Task goal: Locate the word "Tailwind" in the material, then show every line that holds it.

Entries with page source code:
---+---
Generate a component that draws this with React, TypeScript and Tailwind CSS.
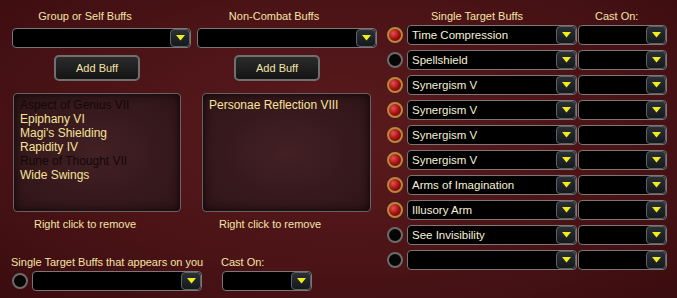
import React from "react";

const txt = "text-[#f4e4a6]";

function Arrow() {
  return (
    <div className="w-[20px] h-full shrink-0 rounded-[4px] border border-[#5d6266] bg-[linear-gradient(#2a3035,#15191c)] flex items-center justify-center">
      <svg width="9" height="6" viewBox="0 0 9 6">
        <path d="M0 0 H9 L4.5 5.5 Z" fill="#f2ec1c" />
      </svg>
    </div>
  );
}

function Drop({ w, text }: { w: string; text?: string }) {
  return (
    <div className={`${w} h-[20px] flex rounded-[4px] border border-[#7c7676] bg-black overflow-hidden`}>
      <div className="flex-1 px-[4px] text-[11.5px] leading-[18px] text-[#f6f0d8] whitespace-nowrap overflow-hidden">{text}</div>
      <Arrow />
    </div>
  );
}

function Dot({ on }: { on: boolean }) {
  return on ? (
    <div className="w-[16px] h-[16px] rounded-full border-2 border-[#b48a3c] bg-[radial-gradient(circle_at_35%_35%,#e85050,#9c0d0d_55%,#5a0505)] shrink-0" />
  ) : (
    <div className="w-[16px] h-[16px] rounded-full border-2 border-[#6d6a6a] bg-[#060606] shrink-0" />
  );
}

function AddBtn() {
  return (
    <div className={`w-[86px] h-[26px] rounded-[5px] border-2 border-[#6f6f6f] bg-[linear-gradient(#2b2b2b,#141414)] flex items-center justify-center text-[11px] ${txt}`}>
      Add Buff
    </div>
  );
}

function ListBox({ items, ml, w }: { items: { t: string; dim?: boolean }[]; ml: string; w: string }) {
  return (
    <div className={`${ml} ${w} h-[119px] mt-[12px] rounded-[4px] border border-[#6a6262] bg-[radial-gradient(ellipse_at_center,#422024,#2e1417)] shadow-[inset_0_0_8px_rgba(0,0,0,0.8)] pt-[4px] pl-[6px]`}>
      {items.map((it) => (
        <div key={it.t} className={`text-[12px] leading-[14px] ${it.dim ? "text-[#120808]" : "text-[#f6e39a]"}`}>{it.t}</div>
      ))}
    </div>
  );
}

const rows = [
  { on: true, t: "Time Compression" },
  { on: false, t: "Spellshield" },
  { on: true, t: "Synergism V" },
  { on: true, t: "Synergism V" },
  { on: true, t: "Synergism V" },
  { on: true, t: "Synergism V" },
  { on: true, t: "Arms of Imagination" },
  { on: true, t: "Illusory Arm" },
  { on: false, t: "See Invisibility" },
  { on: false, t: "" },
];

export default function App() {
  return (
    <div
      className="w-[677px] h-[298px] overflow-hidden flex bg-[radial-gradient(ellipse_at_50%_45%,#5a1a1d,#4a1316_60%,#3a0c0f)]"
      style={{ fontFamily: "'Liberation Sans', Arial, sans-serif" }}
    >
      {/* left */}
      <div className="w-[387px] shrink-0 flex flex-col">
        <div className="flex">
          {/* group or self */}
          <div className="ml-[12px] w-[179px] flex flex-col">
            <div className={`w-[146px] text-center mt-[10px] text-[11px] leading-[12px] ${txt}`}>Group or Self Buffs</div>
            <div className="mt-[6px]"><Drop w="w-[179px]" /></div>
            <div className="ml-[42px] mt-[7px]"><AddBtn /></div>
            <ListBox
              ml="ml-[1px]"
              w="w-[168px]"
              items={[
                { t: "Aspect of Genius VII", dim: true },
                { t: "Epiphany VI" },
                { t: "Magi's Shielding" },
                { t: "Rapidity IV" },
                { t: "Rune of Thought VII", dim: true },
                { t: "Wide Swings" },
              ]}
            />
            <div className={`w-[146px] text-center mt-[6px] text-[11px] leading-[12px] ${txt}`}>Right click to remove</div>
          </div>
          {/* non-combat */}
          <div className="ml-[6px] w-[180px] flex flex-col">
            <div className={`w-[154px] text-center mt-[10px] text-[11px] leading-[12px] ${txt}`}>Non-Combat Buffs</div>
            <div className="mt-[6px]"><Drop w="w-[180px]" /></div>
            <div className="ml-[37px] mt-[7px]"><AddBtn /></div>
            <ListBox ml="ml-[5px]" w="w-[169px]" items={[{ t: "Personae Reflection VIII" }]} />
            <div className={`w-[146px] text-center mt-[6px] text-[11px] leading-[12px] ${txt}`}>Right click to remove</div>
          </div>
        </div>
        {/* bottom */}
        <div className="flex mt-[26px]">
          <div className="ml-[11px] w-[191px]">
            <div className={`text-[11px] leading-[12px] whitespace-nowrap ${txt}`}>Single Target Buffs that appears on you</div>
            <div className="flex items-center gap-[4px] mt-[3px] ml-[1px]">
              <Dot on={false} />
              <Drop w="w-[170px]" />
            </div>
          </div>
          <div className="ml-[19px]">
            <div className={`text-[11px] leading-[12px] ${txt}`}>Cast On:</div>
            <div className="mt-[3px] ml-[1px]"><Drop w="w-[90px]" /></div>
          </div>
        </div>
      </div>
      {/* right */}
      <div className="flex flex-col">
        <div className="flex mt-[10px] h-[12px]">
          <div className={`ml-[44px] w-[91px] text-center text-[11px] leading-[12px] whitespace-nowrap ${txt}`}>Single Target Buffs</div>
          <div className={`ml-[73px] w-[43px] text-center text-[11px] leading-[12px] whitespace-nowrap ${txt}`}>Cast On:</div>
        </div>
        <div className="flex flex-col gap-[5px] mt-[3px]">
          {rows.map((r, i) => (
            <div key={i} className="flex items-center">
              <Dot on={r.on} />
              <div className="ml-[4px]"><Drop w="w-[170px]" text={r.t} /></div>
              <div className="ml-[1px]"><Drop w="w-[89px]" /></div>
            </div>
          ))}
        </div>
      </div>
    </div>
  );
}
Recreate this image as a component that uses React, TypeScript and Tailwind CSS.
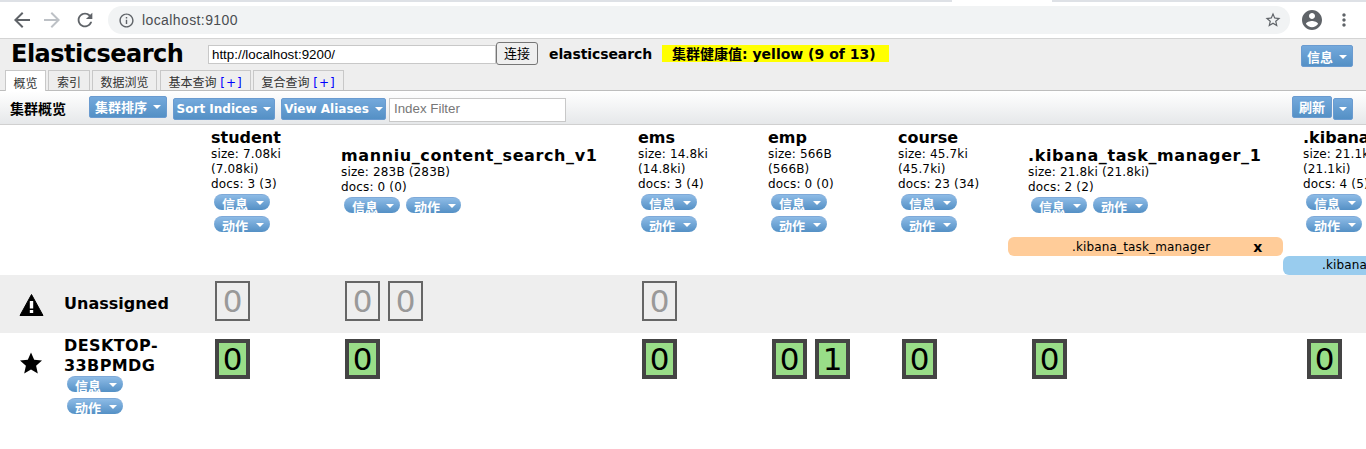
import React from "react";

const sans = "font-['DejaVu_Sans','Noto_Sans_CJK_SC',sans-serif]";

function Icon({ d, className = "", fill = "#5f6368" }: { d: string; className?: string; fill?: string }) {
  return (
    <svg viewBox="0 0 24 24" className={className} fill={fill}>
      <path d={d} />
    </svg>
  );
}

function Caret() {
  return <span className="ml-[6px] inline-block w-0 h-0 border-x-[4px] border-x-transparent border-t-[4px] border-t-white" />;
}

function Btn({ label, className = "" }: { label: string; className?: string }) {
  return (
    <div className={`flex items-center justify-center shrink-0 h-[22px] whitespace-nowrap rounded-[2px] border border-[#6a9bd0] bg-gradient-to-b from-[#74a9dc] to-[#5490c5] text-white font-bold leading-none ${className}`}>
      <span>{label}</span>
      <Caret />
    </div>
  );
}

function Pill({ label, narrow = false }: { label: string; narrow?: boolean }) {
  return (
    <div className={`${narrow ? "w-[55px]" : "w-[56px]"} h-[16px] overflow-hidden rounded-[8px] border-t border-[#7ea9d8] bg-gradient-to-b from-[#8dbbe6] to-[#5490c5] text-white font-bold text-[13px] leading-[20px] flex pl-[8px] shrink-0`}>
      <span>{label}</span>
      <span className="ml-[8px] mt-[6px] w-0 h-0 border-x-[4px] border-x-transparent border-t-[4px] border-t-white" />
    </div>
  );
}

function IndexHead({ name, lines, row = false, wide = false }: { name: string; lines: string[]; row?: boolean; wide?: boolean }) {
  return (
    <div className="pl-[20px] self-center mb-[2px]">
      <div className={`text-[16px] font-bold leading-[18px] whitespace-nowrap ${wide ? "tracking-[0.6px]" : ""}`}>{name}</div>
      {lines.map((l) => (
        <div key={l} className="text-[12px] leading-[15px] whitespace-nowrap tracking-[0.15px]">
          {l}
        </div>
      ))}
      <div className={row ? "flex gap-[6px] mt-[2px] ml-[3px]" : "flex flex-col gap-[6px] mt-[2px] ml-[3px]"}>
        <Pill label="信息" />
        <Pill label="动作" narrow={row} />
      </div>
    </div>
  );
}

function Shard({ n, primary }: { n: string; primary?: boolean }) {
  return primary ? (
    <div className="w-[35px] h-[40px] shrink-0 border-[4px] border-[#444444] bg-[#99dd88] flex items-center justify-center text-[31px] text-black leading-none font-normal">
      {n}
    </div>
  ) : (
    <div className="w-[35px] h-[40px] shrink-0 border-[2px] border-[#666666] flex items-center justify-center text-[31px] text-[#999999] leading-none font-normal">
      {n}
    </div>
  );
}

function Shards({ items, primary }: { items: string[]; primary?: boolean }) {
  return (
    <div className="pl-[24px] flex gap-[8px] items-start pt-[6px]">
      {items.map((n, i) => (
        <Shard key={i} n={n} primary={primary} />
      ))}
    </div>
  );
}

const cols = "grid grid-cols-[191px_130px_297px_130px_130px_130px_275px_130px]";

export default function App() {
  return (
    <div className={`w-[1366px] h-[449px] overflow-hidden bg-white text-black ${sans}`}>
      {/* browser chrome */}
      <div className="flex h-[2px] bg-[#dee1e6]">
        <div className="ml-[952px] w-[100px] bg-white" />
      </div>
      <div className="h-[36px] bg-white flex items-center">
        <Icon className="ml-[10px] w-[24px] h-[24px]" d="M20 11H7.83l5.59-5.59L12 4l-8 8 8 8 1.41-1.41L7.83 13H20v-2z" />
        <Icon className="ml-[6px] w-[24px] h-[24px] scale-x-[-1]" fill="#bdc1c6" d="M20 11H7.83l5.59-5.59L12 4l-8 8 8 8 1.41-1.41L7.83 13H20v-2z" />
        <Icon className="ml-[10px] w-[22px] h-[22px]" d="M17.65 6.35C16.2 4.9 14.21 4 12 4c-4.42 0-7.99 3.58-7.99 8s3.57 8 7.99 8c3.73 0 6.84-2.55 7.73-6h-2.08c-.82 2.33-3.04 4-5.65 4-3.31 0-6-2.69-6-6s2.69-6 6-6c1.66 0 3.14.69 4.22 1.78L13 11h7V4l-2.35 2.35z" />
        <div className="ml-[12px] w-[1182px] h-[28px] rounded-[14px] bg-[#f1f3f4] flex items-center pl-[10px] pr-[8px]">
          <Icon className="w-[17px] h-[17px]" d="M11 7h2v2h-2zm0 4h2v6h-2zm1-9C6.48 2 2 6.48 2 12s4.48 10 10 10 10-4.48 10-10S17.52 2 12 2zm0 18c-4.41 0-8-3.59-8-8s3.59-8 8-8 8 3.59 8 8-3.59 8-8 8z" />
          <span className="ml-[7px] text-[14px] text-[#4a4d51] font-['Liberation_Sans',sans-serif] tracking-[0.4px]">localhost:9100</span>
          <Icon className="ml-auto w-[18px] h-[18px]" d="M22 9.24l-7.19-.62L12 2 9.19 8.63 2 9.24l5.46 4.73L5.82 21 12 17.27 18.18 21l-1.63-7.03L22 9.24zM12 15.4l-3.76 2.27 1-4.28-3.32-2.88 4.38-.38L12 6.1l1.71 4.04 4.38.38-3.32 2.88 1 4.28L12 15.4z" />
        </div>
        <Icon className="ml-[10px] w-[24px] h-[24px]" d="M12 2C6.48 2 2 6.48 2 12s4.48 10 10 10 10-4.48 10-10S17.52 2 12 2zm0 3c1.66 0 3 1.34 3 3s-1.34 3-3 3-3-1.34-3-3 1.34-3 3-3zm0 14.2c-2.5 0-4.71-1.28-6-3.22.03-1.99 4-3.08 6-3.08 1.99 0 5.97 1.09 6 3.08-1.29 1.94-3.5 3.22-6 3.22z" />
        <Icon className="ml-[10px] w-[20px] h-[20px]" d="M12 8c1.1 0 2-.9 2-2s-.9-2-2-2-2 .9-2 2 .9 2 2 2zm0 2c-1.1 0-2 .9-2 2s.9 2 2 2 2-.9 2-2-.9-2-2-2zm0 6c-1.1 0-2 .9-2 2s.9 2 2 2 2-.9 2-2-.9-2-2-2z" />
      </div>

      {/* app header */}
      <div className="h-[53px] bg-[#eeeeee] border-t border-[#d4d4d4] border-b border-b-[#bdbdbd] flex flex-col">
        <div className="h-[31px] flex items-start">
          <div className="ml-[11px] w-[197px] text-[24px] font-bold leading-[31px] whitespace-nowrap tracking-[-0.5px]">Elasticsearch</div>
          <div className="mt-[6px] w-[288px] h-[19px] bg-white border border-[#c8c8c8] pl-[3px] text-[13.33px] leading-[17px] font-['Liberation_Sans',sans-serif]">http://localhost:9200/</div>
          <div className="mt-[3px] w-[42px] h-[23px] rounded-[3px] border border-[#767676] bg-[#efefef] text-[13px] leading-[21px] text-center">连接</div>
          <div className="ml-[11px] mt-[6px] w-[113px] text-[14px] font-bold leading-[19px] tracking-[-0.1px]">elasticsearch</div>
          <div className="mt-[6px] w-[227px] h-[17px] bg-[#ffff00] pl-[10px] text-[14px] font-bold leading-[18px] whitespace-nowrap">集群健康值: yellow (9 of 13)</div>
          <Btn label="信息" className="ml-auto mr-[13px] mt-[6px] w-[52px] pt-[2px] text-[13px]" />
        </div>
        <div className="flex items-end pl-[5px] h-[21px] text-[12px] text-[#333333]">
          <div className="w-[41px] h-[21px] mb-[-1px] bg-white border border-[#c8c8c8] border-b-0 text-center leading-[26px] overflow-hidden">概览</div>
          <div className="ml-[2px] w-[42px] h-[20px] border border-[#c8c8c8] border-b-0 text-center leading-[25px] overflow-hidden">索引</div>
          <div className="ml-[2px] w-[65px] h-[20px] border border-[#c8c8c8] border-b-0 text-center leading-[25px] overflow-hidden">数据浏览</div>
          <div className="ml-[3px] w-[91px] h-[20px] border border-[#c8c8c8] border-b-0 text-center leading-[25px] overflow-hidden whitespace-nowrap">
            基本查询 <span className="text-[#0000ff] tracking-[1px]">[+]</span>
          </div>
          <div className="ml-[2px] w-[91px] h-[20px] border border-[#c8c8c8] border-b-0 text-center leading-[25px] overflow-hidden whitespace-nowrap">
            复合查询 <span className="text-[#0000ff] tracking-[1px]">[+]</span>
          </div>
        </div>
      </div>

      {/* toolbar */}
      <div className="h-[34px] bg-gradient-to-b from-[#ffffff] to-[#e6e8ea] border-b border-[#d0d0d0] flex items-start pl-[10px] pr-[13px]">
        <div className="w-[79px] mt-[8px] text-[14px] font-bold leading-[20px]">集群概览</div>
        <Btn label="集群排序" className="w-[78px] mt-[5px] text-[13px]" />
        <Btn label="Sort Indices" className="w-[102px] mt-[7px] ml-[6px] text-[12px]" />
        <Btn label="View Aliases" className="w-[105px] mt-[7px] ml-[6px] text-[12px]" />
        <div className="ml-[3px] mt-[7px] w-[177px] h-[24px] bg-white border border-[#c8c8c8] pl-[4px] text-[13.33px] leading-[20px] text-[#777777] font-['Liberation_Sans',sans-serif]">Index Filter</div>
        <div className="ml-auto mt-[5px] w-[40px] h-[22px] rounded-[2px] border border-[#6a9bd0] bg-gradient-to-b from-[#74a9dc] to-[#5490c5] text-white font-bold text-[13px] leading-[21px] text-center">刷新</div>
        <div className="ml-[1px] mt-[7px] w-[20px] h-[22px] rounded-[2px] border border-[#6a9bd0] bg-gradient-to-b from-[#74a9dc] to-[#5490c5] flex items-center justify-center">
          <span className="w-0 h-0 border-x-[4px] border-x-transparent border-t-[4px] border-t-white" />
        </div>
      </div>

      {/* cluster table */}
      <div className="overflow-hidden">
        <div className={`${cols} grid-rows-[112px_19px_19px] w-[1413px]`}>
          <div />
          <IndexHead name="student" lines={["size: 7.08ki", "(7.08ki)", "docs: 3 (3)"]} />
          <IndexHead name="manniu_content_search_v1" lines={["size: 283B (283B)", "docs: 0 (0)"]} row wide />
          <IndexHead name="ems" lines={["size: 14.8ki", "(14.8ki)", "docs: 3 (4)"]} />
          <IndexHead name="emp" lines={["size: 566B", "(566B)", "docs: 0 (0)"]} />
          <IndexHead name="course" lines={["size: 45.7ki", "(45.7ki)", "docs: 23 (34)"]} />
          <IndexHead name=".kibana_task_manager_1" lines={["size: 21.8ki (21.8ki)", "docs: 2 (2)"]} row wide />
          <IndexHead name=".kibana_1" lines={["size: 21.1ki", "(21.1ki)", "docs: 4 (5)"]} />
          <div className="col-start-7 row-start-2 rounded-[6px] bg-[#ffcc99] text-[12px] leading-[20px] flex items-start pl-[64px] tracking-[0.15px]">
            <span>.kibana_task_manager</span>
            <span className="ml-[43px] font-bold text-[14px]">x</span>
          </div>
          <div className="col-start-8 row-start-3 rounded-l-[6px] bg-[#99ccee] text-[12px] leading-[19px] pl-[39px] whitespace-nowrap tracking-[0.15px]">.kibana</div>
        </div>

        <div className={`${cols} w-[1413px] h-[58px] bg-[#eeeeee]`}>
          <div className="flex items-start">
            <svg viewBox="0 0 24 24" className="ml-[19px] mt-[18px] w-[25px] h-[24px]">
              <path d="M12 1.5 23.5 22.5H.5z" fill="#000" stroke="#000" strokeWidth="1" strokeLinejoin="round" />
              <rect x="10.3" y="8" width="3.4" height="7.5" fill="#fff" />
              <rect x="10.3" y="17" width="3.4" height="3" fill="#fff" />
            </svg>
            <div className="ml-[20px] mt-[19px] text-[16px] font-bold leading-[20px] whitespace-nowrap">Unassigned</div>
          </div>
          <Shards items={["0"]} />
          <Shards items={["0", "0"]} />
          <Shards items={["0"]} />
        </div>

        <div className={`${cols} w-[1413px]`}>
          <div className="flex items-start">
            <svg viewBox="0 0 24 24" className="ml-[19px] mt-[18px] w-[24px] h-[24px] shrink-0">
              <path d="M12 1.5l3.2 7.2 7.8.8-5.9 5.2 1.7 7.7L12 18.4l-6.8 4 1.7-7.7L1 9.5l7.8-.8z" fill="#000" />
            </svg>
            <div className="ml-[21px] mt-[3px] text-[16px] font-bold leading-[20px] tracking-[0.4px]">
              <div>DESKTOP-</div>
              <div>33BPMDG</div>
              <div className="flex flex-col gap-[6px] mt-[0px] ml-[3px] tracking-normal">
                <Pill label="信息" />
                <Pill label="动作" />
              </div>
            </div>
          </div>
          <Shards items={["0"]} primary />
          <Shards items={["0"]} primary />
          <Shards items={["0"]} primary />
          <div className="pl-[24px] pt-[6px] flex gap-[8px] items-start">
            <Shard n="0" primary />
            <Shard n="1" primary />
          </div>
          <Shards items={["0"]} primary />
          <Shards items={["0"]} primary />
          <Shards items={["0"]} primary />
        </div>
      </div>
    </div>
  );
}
---+---
Written response:
Generate a component that draws this with React, TypeScript and Tailwind CSS.
Recreate this image as a component that uses React, TypeScript and Tailwind CSS.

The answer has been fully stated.